Provincial Trunk Highway 27 (PTH 27, locally known as Parkdale Road) is a very short provincial highway in the Canadian province of Manitoba. It runs from PTH 8 (McPhillips Rd.) to PTH 9 (Main St.). 

Along with PTH 49 and 57, PTH 27 one of the shortest provincial trunk highways within Manitoba. Unlike the other two highways, which are short connector spurs to the same numbered highways in Saskatchewan, PTH 27 serves as a connector between two major highways within the Winnipeg metropolitan area.

The highway is used as a connector to PTH 8 and the St. Andrews Airport from the minor communities along Main St. 

The speed limit is 80 km/h (50 mph).

History
The current PTH 27 has been in existence since 1968. The highway was originally numbered as PTH 8A when it first opened in 1964.

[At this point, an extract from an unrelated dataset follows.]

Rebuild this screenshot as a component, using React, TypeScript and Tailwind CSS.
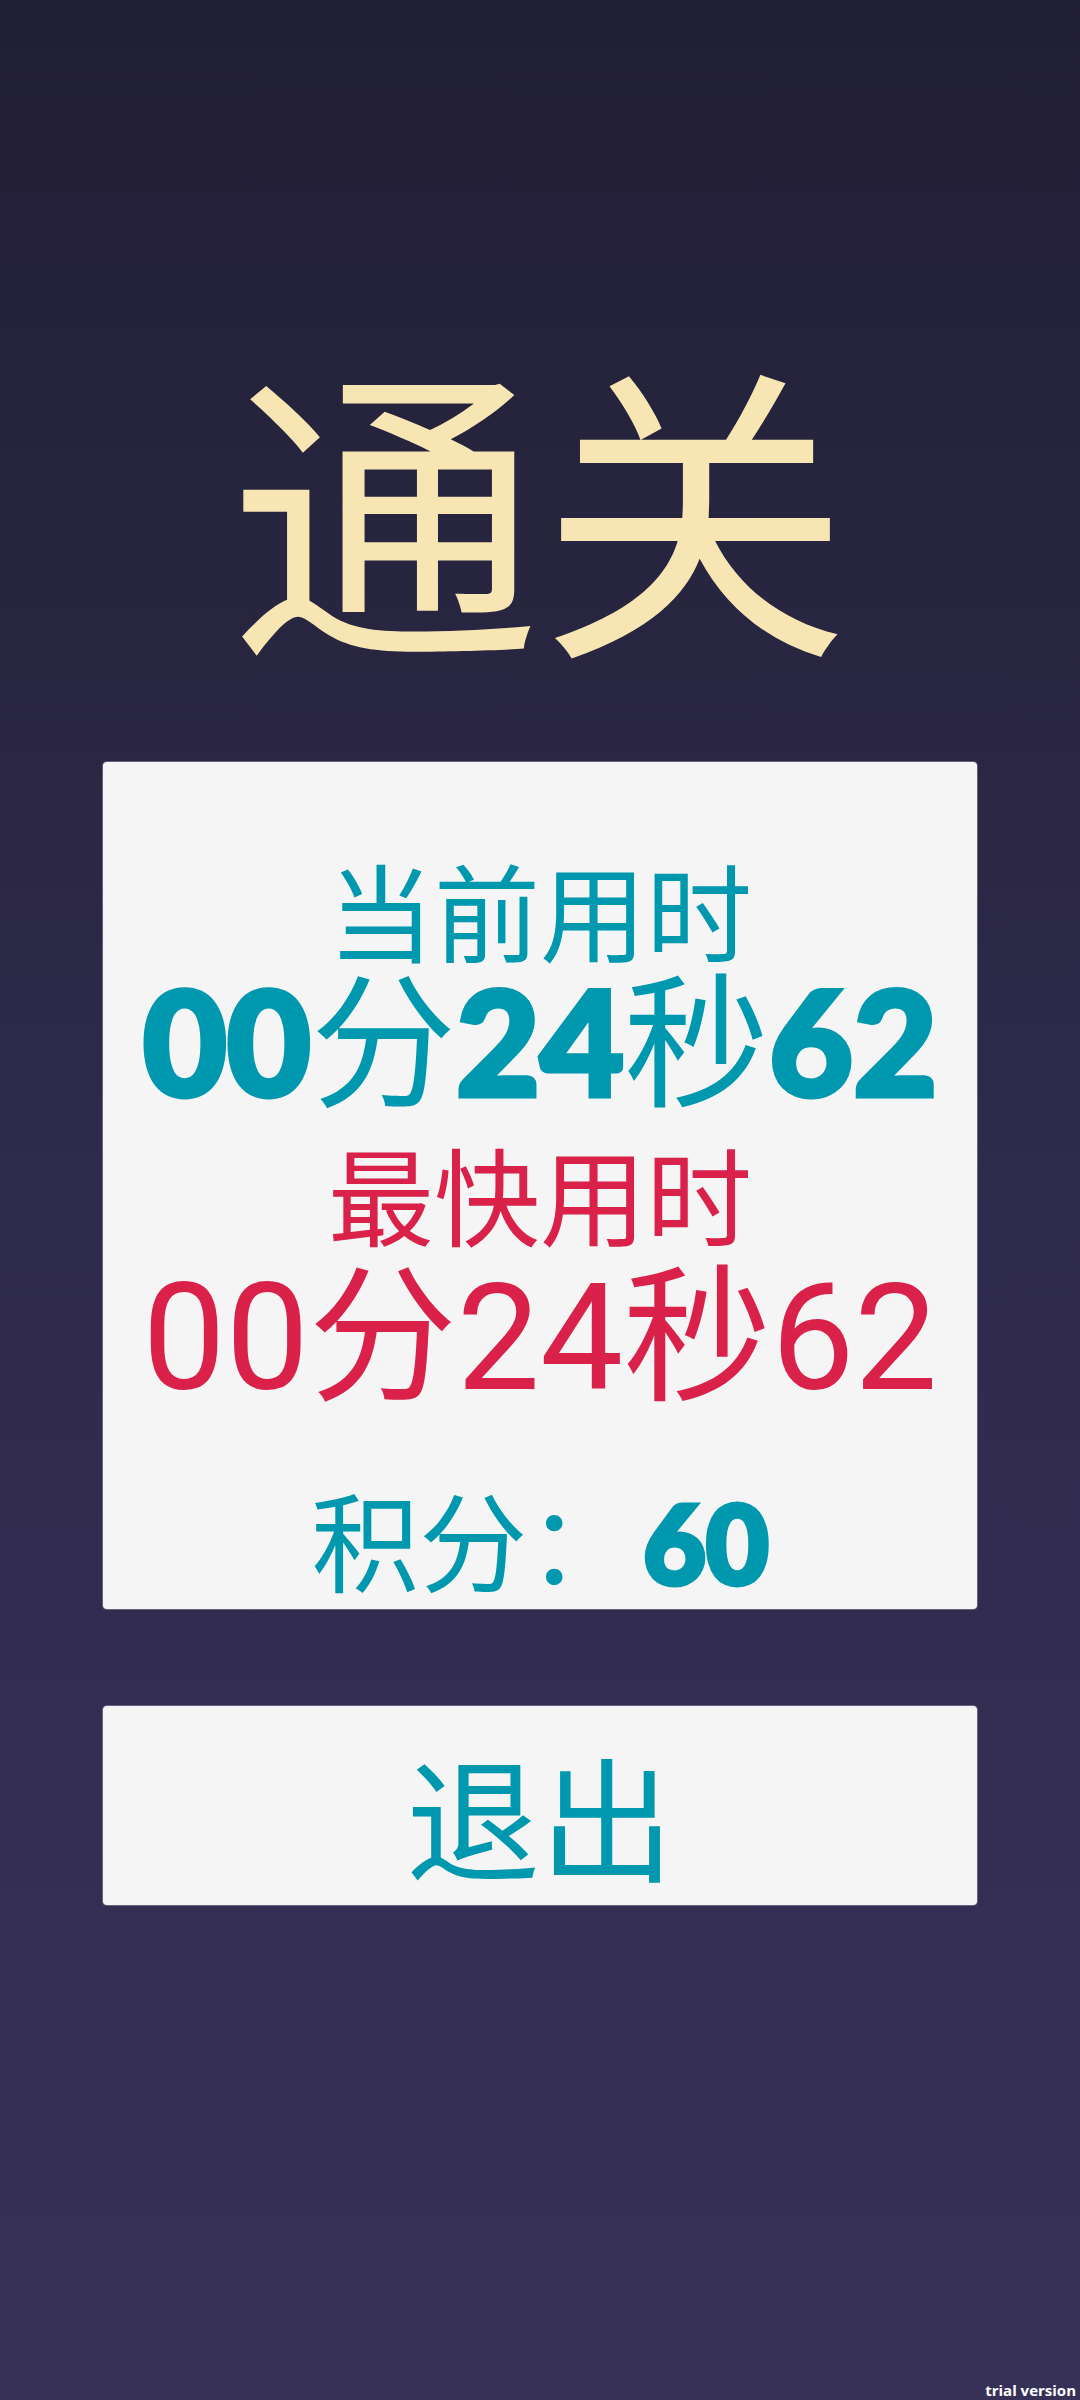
import React from "react";

function Heavy({ children }: { children: React.ReactNode }) {
  return (
    <span className="font-['Lato',sans-serif] font-black [-webkit-text-stroke:5px_#0098ae]">
      {children}
    </span>
  );
}

function Cjk({ children }: { children: React.ReactNode }) {
  return <span className="font-['Noto_Sans_CJK_SC',sans-serif]">{children}</span>;
}

export default function App() {
  return (
    <div className="relative w-full h-[2400px] flex flex-col items-center bg-gradient-to-b from-[#211f35] via-[#2f2b4c] to-[#373158] font-['Roboto','Noto_Sans_CJK_SC',sans-serif]">
      <div className="mt-[344px] text-[310px] leading-none text-[#f7e6b3] whitespace-nowrap font-['Noto_Sans_CJK_SC',sans-serif]">
        通关
      </div>

      <div className="mt-[108px] w-[874px] h-[847px] bg-[#f5f5f5] rounded-[4px] flex flex-col items-center pt-[93px] shadow-[0_0_0_1px_rgba(200,200,220,0.35)]">
        <div className="text-[106px] leading-none text-[#0098ae] whitespace-nowrap font-['Noto_Sans_CJK_SC',sans-serif]">
          当前用时
        </div>
        <div className="text-[145px] leading-none text-[#0098ae] whitespace-nowrap flex items-baseline">
          <Heavy>00</Heavy>
          <Cjk>分</Cjk>
          <Heavy>24</Heavy>
          <Cjk>秒</Cjk>
          <Heavy>62</Heavy>
        </div>
        <div className="mt-[26px] text-[106px] leading-none text-[#d9214a] whitespace-nowrap font-['Noto_Sans_CJK_SC',sans-serif]">
          最快用时
        </div>
        <div className="mt-[20px] text-[148px] leading-none text-[#d9214a] whitespace-nowrap">
          00分24秒62
        </div>
        <div className="mt-[70px] text-[108px] leading-none text-[#0098ae] whitespace-nowrap flex items-baseline">
          <Cjk>积分：</Cjk>
          <span className="ml-[8px]">
            <Heavy>60</Heavy>
          </span>
        </div>
      </div>

      <div className="mt-[97px] w-[874px] h-[199px] bg-[#f5f5f5] rounded-[4px] flex items-center justify-center pt-[16px] shadow-[0_0_0_1px_rgba(200,200,220,0.35)]">
        <div className="text-[134px] leading-none text-[#0098ae] whitespace-nowrap font-['Noto_Sans_CJK_SC',sans-serif]">
          退出
        </div>
      </div>

      <div className="absolute right-[4px] bottom-[2px] text-[15px] font-bold text-white leading-none font-['Open_Sans',sans-serif]">
        trial version
      </div>
    </div>
  );
}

Prior to this, Highway 27, while still a short trunk highway, was located in the southwestern part of the province. It was an unpaved highway which provided access to Rapid City between PTH 10 at Tremaine (this section was known as Highway 26 prior to 1938) and PTH 16 (then known as Highway 4) at Basswood. The highway followed what is now PTH 24 and PR 270. The original length of Highway 27 was 29 km (18 mi).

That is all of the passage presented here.